Credit union in California

Golden 1 Credit Union (or Golden 1) is a credit union headquartered in Sacramento, California. Golden 1 is one of the nation's largest credit unions and the second largest credit union in the State of California. It currently serves its members throughout California with more than 70 branches, including home loan and financial resource centers, and over 30,000 CO-OP ATMs nationwide.

==History==
Founded in 1933 as California State Employees' Credit Union #1, it officially changed its name to Golden 1 in 1977.

Golden 1 launched its college scholarship program in 2013, and has since granted approximately $5 million to nearly 600 Californians.

On June 16, 2015, Golden 1 acquired naming rights for a new arena in the heart of downtown Sacramento to replace the Sacramento Kings' Sleep Train Arena. This investment cost $120 million over 20 years, with an average annual value at $6 million. It is one of the largest naming rights deals for a single-tenant NBA arena and the first time a credit union has put its name on a major sports facility.

In June 2018, Golden 1 became the first state-chartered credit union to be granted statewide field of membership in California. This made Golden 1 one of the nation's largest credit unions and the second largest credit union in the State of California.

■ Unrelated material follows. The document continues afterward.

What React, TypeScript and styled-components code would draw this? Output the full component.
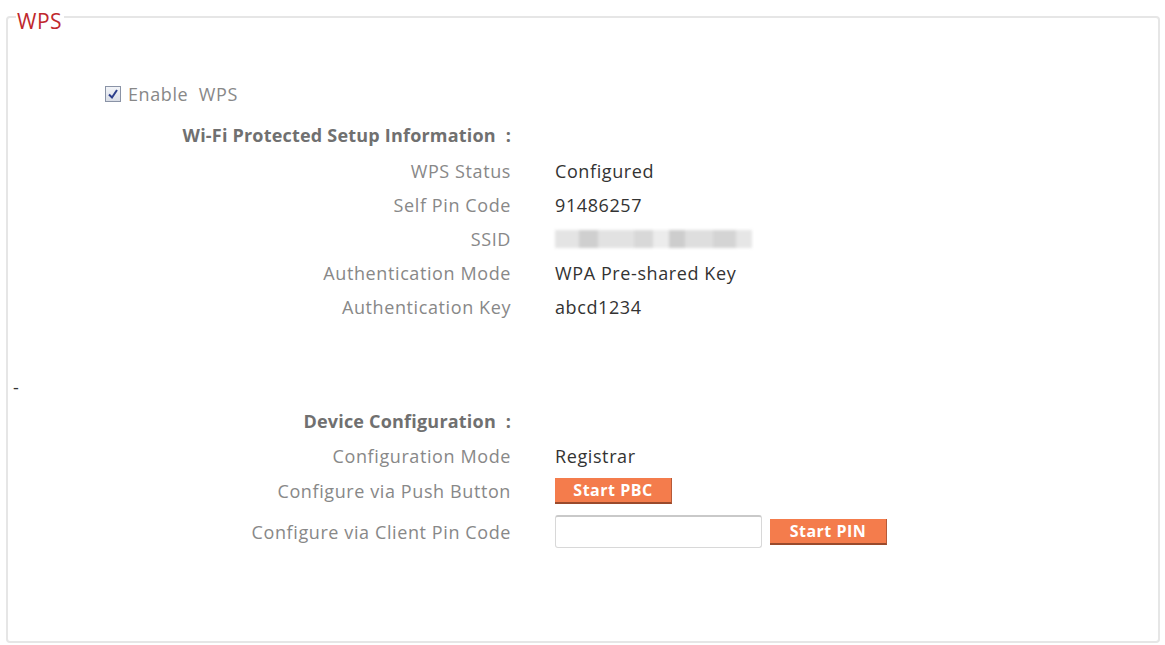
import styled, { createGlobalStyle } from "styled-components";

const GlobalStyle = createGlobalStyle`
  html, body {
    margin: 0;
    padding: 0;
    background: #ffffff;
  }
  body {
    font-family: "Open Sans", "Liberation Sans", sans-serif;
    font-size: 18px;
    letter-spacing: 0.6px;
    color: #333;
  }
`;

const Page = styled.div`
  width: 1165px;
  height: 645px;
  padding: 0 5px 2px 6px;
  box-sizing: border-box;
`;

const Fieldset = styled.fieldset`
  margin: 0;
  height: 100%;
  box-sizing: border-box;
  border: 2px solid #e6e6e6;
  border-radius: 4px;
  padding: 0;
`;

const Legend = styled.legend`
  color: #c0282d;
  font-size: 21px;
  letter-spacing: 0.5px;
  margin-left: 8px;
  padding: 9px 2px 0 1px;
  line-height: 24px;
`;

const Body = styled.div`
  padding-top: 51px;
`;

const CheckRow = styled.label`
  display: flex;
  align-items: center;
  gap: 7px;
  margin-left: 97px;
  color: #888;
  height: 20px;
`;

const Box = styled.span`
  width: 14px;
  height: 14px;
  border: 1px solid #8a93a6;
  background: linear-gradient(#f2f4f8, #d9dde6);
  display: flex;
  align-items: center;
  justify-content: center;
`;

const Section = styled.div<{ $top: number; $rows: string }>`
  display: grid;
  grid-template-columns: 503px auto;
  grid-template-rows: ${(p) => p.$rows};
  column-gap: 44px;
  align-items: center;
  margin-top: ${(p) => p.$top}px;
`;

const Heading = styled.div`
  text-align: right;
  font-weight: 700;
  letter-spacing: 0.2px;
  color: #707070;
`;

const Label = styled.div`
  text-align: right;
  color: #888;
`;

const Value = styled.div`
  display: flex;
  align-items: center;
  gap: 8px;
  color: #333;
`;

const Blur = styled.div`
  width: 197px;
  height: 18px;
  background: linear-gradient(
    90deg,
    #e4e4e4 0 12%,
    #cfcfcf 12% 22%,
    #e2e2e2 22% 40%,
    #d8d8d8 40% 50%,
    #ececec 50% 58%,
    #cdcdcd 58% 66%,
    #dedede 66% 80%,
    #d4d4d4 80% 92%,
    #e6e6e6 92% 100%
  );
  filter: blur(1.5px);
`;

const Button = styled.button`
  background: #f47c4c;
  color: #fff;
  border: none;
  border-bottom: 2px solid #9a4a2c;
  border-right: 1px solid #b65a38;
  font-family: "Open Sans", "Liberation Sans", sans-serif;
  font-weight: 700;
  font-size: 16px;
  letter-spacing: 0.5px;
  padding: 0;
  height: 26px;
  width: 117px;
`;

const PinInput = styled.input`
  width: 207px;
  height: 33px;
  box-sizing: border-box;
  border: 1px solid #d8d8d8;
  border-top: 2px solid #c9c9c9;
  border-radius: 3px;
`;

const Dash = styled.div`
  margin-left: 5px;
  margin-top: 57px;
  height: 12px;
  line-height: 12px;
  color: #333;
`;

export default function App() {
  return (
    <>
      <GlobalStyle />
      <Page>
        <Fieldset>
          <Legend>WPS</Legend>
          <Body>
            <CheckRow>
              <Box>
                <svg width="12" height="12" viewBox="0 0 12 12">
                  <path d="M2 6.5 L5 9.5 L10 2" stroke="#2c3e8c" strokeWidth="2" fill="none" />
                </svg>
              </Box>
              Enable&nbsp; WPS
            </CheckRow>
            <Section $top={12} $rows="38px repeat(5, 34px)">
              <Heading>Wi-Fi Protected Setup Information&nbsp; :</Heading>
              <div />
              <Label>WPS Status</Label>
              <Value>Configured</Value>
              <Label>Self Pin Code</Label>
              <Value>91486257</Value>
              <Label>SSID</Label>
              <Value>
                <Blur />
              </Value>
              <Label>Authentication Mode</Label>
              <Value>WPA Pre-shared Key</Value>
              <Label>Authentication Key</Label>
              <Value>abcd1234</Value>
            </Section>
            <Dash>-</Dash>
            <Section $top={10} $rows="35px 35px 36px 45px">
              <Heading>Device Configuration&nbsp; :</Heading>
              <div />
              <Label>Configuration Mode</Label>
              <Value>Registrar</Value>
              <Label>Configure via Push Button</Label>
              <Value>
                <Button>Start PBC</Button>
              </Value>
              <Label>Configure via Client Pin Code</Label>
              <Value>
                <PinInput />
                <Button>Start PIN</Button>
              </Value>
            </Section>
          </Body>
        </Fieldset>
      </Page>
    </>
  );
}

In 2023, Golden 1 was included as part of Fast Company’s “Brands That Matter” list. It also pledged $10 million to invest in Del Paso Heights over five years in order to improve equity and economic inclusion. The following year, the credit union opened its first financial resource center, also located in that community. Its second financial resource center opened in Madera, California in October 2025.

In 2025, Golden 1 was included as part of American Banker’s “Best Credit Unions to Work For” list for its fifth consecutive year as well as Forbes’ and TIME’s “America’s Best Midsize Employers” ranking.

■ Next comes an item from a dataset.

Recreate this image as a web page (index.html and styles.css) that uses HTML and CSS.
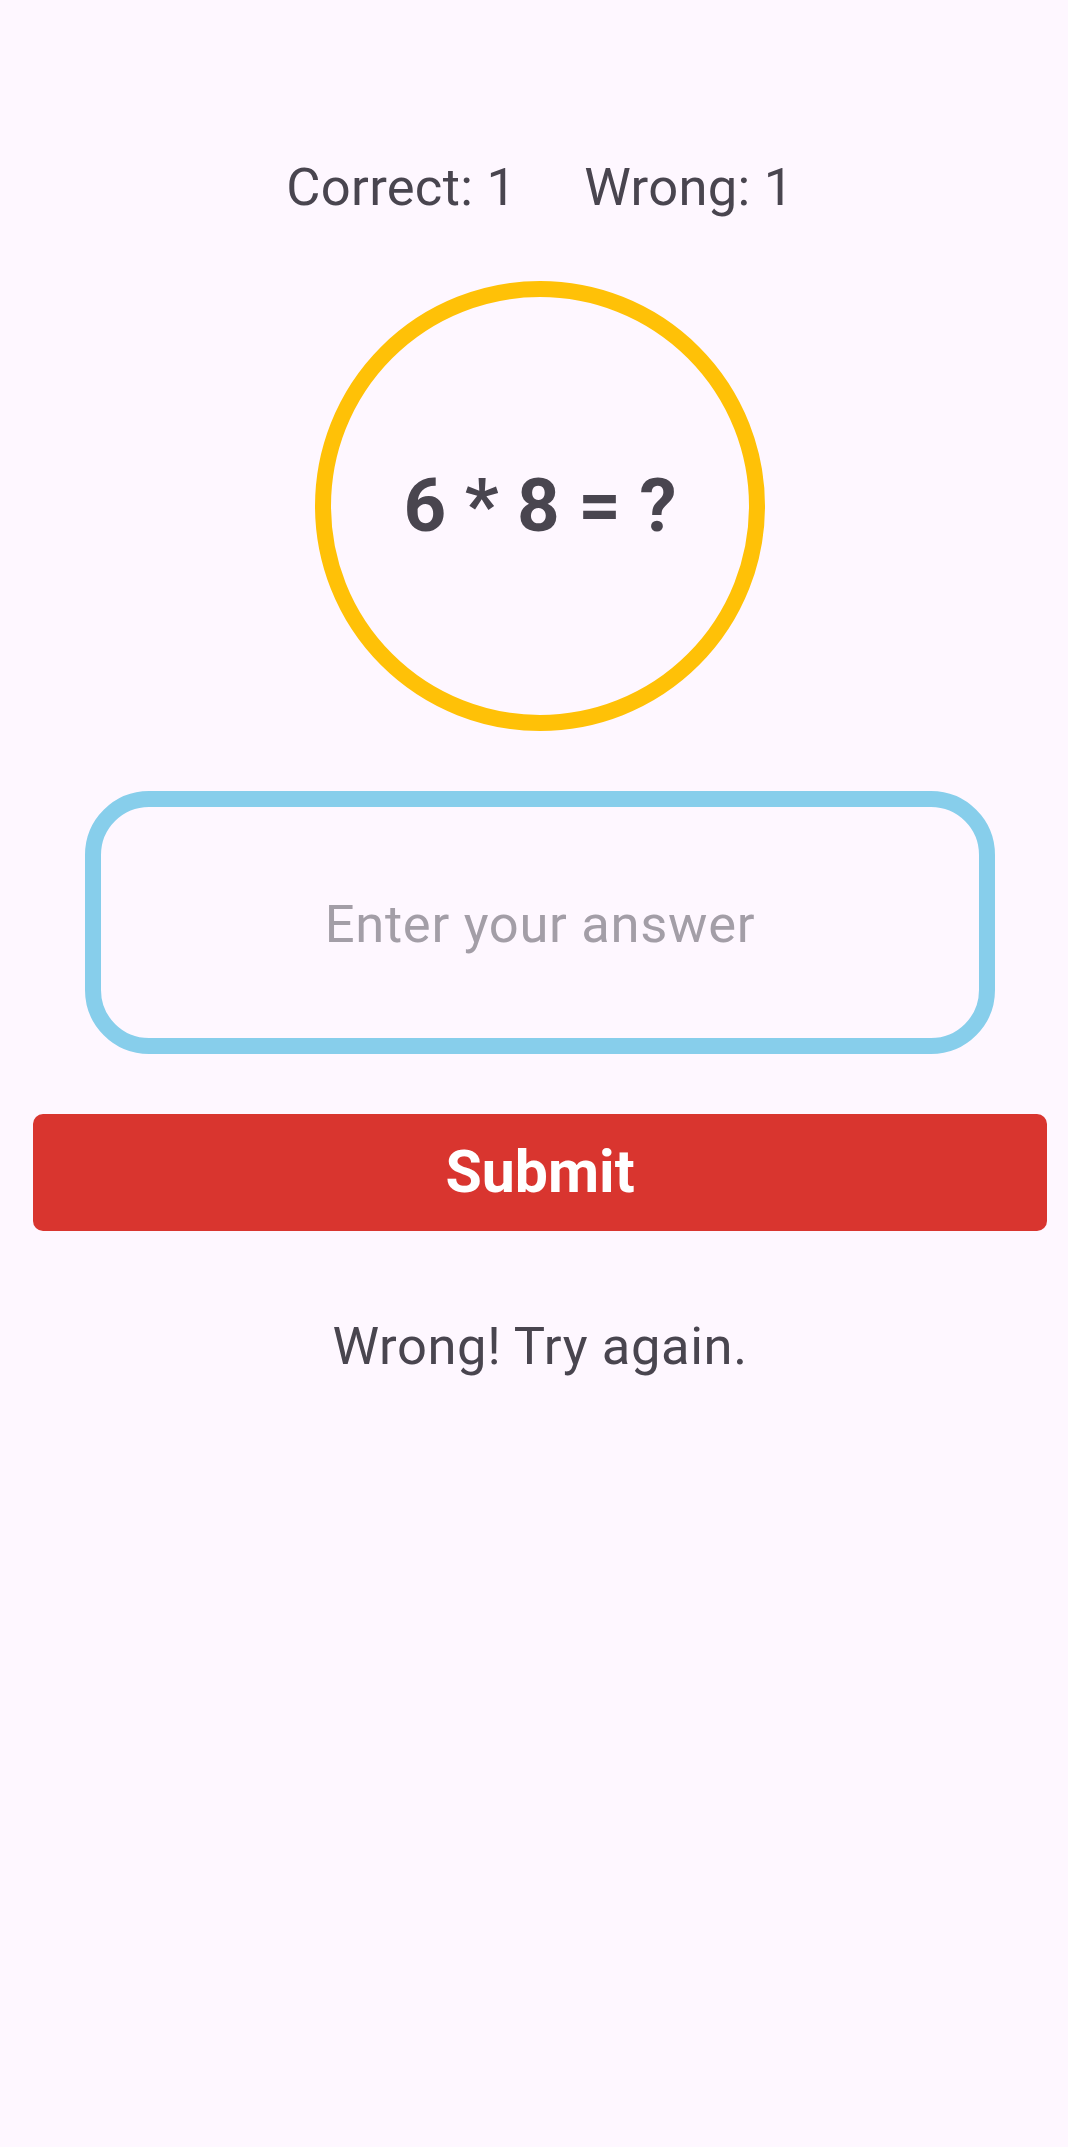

In 2026, Forbes included Golden 1 on its “America’s Dream Employers” list, whereas Newsweek and USA Today ranked the company on the “America’s Best Regional Banks & Credit Unions” and “America’s Best Customer Service in Financial Services” lists, respectively.

As of 2026, Golden 1 had over US$21 billion in assets and more than 1.1 million members. The current President & CEO is Donna A. Bland.

==Operations==
Golden 1 serves its members throughout California with more than 70 branches, including home loan and financial resource centers, and over 30,000 CO-OP ATMs nationwide. It provides relief programs for those needing financial stability assistance amid pay disruption or unexpected circumstances. Golden 1 also offers payroll assistance loan programs, providing interest free, 60-day loans equal to a member's net federal payroll deposit for one month.